Fact: what happened, credibility of witnesses, or what a party intended by certain words.
A judge directs on law; a jury (or judge in a non-jury trial) decides fact. - Concurrent Findings of Fact
- When the trial court and an intermediate appellate court reach the same factual conclusion. The Supreme Court will overturn such findings only in the clearest cases of error.
- Section 58 Terrorism Act 2000
- Criminalises collecting, making or possessing information likely to be useful for terrorism, unless the person has a reasonable excuse.

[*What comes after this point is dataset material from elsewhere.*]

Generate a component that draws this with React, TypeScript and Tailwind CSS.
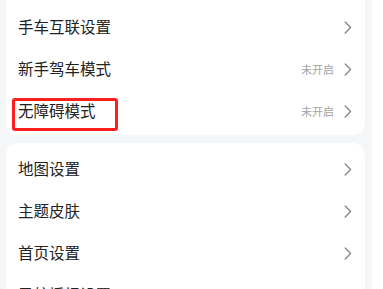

- Non-Jury (Diplock-type) Trials
- Under the Justice and Security (Northern Ireland) Act 2007, certain terrorism-related cases may be tried without a jury to guard against intimidation. The judge plays a dual role, deciding both fact and law.
5. Conclusion
Perry v R settles an important procedural point: the ordinary meaning of a defence statement is a factual matter, not a pure matter of law, unless the dispute concerns the statement’s legal efficacy. The ruling reinforces two orthodoxies: first, that appellate courts should respect primary fact-finding; and second, that criminal appeals exist to correct legal errors, not to re-try factual disputes.
For practitioners the message is clear:
- Craft defence statements with precision; they may be scrutinised as evidence in chief.
- If alleging judicial misinterpretation, be ready to demonstrate perversity, not mere arguability.
- Understand that second appeals on factual construction will face a steep, perhaps insurmountable, gradient.
In a broader sense, the decision harmonises criminal procedure with long-standing civil practice and Privy Council guidance: higher courts concentrate on points of principle, leaving fact-sensitive evaluations to the courts best placed to undertake them. By dismissing Ms Perry’s appeal, the Supreme Court has not only upheld her conviction but also fortified the boundary between law and fact in criminal litigation.